Dans le régime juridique de l’échange (art. 1705 du Code civil), en cas d’éviction du bien qu’il a reçu en échange, le copermutant dispose d’une option entre l’obtention de dommages et intérêts ou la récupération de sa chose. En l’espèce, le copermutant évincé ne souhaitait pas récupérer son bien, mais exigeait la réalisation de l’échange. À la suite de l’évaluation, la commune avait pris acte de l’absence « d’équivalence naturelle » des biens et a préféré former un contrat de vente plutôt que de concéder une soulte.
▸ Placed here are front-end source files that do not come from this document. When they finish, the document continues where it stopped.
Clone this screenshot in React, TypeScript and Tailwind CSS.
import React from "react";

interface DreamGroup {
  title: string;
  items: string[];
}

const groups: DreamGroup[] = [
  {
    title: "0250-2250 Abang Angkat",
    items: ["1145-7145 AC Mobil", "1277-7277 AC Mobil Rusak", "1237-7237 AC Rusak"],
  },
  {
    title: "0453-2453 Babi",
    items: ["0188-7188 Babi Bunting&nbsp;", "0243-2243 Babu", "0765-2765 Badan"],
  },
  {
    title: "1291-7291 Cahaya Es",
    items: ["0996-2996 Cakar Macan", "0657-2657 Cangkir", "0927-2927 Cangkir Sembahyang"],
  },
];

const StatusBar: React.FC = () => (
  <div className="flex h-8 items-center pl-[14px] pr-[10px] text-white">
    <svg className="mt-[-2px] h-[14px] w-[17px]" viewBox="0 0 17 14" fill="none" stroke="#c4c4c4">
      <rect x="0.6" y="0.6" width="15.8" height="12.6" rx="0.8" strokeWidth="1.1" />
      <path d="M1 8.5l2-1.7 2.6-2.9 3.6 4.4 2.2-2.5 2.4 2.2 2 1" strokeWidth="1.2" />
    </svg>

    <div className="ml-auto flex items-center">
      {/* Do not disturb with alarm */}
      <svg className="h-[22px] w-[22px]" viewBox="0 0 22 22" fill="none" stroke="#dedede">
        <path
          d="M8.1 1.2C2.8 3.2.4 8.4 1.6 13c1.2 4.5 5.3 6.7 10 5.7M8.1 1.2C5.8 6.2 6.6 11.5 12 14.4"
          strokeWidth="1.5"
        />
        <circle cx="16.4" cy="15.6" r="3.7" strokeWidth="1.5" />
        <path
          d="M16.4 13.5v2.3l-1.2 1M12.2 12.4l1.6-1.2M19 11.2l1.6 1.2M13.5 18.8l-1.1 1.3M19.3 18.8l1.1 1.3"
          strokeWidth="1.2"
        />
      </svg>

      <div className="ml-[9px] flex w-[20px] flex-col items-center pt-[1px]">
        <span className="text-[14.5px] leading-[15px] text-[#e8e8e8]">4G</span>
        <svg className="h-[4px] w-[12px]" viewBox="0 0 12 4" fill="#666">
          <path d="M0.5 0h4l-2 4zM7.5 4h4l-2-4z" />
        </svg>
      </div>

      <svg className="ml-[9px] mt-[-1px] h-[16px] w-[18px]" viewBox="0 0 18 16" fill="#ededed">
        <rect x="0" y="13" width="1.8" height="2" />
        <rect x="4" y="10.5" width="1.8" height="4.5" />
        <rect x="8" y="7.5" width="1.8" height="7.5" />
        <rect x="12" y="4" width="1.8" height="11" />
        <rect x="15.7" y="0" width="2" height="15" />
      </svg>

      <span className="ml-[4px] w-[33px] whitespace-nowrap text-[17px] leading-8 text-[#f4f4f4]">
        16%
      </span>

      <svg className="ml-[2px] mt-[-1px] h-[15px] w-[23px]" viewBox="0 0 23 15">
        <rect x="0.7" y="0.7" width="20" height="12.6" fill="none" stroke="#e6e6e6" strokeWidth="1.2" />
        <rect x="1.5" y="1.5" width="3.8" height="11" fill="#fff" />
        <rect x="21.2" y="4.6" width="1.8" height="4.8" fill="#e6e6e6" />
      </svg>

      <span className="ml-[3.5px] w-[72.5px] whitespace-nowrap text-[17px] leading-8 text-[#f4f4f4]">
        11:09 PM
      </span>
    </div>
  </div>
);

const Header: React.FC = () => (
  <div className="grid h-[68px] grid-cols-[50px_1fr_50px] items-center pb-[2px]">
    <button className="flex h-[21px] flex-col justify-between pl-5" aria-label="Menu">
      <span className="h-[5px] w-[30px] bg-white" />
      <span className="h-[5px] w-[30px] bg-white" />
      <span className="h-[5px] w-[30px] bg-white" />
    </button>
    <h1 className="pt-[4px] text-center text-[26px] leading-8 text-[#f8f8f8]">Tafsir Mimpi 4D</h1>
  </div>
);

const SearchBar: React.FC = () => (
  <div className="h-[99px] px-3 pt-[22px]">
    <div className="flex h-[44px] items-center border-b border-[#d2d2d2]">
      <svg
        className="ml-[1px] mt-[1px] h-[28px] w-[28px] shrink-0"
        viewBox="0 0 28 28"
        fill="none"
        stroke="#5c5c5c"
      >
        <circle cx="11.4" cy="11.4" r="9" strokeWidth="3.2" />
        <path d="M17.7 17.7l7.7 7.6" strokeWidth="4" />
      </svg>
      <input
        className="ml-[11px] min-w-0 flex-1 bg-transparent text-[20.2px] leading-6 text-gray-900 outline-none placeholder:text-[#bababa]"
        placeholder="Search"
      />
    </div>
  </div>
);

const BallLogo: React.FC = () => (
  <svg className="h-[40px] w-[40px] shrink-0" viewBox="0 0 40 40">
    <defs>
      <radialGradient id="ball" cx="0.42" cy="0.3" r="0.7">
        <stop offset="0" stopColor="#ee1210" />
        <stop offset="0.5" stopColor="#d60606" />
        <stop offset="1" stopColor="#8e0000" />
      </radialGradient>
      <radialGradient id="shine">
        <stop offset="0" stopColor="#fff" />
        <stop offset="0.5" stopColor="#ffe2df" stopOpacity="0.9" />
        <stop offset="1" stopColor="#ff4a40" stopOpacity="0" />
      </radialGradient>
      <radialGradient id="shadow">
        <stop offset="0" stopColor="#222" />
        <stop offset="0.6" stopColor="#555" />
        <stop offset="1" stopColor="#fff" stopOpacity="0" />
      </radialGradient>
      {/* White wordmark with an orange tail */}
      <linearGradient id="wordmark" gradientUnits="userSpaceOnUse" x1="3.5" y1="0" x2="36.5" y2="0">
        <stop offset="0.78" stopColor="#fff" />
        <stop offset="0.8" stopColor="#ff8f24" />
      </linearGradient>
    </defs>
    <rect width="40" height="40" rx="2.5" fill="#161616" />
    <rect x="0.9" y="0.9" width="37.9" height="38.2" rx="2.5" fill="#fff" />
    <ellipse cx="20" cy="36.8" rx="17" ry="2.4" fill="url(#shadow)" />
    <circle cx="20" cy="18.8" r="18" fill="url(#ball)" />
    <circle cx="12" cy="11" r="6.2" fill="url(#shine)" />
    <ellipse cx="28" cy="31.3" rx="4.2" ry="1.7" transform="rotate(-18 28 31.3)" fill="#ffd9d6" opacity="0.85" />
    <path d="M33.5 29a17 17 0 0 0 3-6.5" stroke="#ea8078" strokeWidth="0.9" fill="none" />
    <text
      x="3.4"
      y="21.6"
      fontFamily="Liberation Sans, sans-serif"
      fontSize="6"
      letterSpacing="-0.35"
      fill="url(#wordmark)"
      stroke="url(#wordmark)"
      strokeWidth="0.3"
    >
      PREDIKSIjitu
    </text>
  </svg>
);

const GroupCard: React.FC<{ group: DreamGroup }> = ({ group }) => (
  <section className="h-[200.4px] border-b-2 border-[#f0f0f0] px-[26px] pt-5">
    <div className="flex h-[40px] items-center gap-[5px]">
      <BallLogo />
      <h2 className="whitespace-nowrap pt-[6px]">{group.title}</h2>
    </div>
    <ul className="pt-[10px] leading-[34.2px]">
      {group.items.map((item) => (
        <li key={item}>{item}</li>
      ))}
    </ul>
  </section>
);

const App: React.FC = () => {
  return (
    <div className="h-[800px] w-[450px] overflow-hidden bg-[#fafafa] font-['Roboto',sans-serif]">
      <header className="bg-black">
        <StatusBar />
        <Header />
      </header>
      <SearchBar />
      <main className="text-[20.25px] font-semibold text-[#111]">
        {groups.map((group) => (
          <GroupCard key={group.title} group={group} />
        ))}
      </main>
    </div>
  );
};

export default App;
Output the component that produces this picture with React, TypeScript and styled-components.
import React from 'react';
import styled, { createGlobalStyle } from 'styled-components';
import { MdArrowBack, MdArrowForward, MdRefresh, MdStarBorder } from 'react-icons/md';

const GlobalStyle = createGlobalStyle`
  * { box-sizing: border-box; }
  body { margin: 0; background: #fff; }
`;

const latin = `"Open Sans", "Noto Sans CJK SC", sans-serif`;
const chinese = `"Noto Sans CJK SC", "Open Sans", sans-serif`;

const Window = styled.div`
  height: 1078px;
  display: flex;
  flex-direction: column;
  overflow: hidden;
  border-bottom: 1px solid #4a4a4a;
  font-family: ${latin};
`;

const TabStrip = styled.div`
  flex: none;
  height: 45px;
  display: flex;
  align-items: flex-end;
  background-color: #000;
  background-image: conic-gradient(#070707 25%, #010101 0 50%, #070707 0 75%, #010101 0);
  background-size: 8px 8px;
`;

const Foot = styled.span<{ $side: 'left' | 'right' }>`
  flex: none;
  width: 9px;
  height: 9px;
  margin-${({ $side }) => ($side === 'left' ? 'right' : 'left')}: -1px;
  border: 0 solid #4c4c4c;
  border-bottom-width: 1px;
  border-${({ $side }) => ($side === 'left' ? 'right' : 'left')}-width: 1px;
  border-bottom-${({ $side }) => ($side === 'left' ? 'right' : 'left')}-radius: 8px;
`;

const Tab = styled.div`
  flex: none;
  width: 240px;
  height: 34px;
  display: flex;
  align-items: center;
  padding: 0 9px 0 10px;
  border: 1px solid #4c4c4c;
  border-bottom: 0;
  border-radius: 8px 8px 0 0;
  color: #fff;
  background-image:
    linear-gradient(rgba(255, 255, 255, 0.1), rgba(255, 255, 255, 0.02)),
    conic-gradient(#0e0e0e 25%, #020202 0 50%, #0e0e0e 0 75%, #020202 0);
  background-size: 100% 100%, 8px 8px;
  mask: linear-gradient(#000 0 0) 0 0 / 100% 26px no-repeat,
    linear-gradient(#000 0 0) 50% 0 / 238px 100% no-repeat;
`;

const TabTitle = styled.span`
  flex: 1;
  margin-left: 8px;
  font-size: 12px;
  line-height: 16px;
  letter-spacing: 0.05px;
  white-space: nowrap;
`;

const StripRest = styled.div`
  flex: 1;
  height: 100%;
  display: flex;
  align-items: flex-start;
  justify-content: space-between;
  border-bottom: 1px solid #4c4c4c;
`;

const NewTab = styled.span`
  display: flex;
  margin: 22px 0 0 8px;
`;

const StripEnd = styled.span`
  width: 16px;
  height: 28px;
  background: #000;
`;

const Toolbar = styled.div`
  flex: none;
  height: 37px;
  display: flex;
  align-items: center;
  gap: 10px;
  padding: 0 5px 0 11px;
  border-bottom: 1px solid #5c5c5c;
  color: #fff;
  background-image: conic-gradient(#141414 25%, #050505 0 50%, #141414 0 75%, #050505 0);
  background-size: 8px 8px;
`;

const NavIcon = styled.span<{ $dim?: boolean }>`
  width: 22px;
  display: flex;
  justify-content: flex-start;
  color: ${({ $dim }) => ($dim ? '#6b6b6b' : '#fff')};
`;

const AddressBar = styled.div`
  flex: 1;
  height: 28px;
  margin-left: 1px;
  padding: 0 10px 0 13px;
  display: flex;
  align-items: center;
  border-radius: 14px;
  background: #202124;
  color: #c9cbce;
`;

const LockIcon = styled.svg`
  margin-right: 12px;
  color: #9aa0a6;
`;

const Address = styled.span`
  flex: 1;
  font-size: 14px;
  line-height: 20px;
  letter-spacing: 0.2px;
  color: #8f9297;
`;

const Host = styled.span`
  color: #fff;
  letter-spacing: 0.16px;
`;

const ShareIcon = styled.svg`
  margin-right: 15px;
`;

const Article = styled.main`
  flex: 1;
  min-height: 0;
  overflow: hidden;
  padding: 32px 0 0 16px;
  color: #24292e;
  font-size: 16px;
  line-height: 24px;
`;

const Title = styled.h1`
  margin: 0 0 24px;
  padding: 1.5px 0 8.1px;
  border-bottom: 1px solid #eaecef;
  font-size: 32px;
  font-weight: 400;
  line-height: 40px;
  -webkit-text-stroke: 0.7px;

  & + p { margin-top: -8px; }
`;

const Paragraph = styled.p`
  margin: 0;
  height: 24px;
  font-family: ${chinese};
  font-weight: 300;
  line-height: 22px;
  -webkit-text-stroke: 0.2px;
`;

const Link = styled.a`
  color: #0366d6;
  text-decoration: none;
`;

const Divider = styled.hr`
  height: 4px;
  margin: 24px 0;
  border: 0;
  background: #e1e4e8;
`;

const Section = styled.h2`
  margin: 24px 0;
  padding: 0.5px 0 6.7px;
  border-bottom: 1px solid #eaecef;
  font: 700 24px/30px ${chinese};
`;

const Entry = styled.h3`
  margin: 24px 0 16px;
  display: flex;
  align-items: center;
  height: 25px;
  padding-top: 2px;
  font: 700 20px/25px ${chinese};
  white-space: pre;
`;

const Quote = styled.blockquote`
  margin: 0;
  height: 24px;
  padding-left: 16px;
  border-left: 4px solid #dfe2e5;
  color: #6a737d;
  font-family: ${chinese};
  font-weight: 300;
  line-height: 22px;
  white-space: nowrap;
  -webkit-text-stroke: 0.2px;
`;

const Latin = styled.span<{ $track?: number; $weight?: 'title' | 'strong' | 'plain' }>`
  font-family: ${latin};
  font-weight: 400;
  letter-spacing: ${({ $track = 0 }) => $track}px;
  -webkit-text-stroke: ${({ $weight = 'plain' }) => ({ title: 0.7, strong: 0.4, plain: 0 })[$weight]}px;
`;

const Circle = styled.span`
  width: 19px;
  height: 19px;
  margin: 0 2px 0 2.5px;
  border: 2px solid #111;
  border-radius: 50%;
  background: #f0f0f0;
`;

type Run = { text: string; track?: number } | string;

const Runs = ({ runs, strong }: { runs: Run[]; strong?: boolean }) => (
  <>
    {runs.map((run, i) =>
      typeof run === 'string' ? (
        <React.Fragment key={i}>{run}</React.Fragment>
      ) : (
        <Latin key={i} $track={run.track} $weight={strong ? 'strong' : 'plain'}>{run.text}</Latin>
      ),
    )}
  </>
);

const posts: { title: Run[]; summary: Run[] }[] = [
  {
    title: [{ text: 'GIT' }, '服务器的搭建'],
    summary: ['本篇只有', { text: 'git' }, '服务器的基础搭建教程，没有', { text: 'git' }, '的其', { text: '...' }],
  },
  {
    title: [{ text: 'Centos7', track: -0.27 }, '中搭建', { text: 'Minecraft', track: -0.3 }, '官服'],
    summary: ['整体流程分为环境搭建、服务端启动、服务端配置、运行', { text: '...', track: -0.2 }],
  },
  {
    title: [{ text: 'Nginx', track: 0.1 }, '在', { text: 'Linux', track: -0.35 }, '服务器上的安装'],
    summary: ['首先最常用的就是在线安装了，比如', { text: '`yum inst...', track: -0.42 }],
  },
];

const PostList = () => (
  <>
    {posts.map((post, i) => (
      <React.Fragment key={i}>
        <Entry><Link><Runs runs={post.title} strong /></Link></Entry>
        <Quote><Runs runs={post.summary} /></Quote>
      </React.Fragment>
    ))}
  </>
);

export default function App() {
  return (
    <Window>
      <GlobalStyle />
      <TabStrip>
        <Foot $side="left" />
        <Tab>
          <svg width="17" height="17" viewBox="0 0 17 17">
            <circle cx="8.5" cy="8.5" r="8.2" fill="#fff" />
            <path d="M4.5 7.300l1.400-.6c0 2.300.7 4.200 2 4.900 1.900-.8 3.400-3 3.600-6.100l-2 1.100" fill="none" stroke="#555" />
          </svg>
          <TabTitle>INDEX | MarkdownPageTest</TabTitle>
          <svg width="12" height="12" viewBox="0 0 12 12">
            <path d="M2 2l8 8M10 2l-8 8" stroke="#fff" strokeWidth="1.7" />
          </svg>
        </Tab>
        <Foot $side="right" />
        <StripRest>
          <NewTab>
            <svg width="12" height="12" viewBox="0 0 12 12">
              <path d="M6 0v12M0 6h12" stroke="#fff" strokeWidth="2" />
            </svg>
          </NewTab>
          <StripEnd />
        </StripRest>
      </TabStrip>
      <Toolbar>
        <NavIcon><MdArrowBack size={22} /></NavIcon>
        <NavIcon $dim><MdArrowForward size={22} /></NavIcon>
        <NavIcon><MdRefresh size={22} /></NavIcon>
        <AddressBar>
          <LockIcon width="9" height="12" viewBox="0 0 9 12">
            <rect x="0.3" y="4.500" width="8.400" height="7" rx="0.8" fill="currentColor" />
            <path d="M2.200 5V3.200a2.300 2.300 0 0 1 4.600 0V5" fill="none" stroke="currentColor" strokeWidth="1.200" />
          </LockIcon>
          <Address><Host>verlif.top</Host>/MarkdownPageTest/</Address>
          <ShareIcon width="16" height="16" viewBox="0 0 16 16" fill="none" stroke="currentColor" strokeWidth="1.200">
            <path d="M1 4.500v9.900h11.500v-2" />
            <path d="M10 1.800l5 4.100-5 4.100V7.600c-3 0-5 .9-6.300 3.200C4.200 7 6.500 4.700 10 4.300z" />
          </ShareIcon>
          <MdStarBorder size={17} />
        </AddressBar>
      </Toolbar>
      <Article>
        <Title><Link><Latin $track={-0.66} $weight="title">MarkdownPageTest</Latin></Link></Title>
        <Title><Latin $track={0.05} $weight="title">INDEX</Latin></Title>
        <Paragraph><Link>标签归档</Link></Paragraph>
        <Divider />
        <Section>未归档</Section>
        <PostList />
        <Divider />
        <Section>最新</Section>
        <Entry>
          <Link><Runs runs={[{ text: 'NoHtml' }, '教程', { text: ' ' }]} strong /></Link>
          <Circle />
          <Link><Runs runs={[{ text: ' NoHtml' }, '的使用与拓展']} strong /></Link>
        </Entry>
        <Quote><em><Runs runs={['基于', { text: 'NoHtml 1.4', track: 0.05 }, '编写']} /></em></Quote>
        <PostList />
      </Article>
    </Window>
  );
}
En tout état de cause, il reste tout de même manifeste que la commune à pris possession d’un bien ne lui appartenant pas, avec l’accord du propriétaire qui escomptait la réalisation de l’échange. Parallèlement, le particulier, toujours dans l’optique de la confirmation de l’échange, avait pris possession de la parcelle communale et y avait entrepris des travaux. À ce titre, il restait également à résoudre la question des dédommagements respectifs.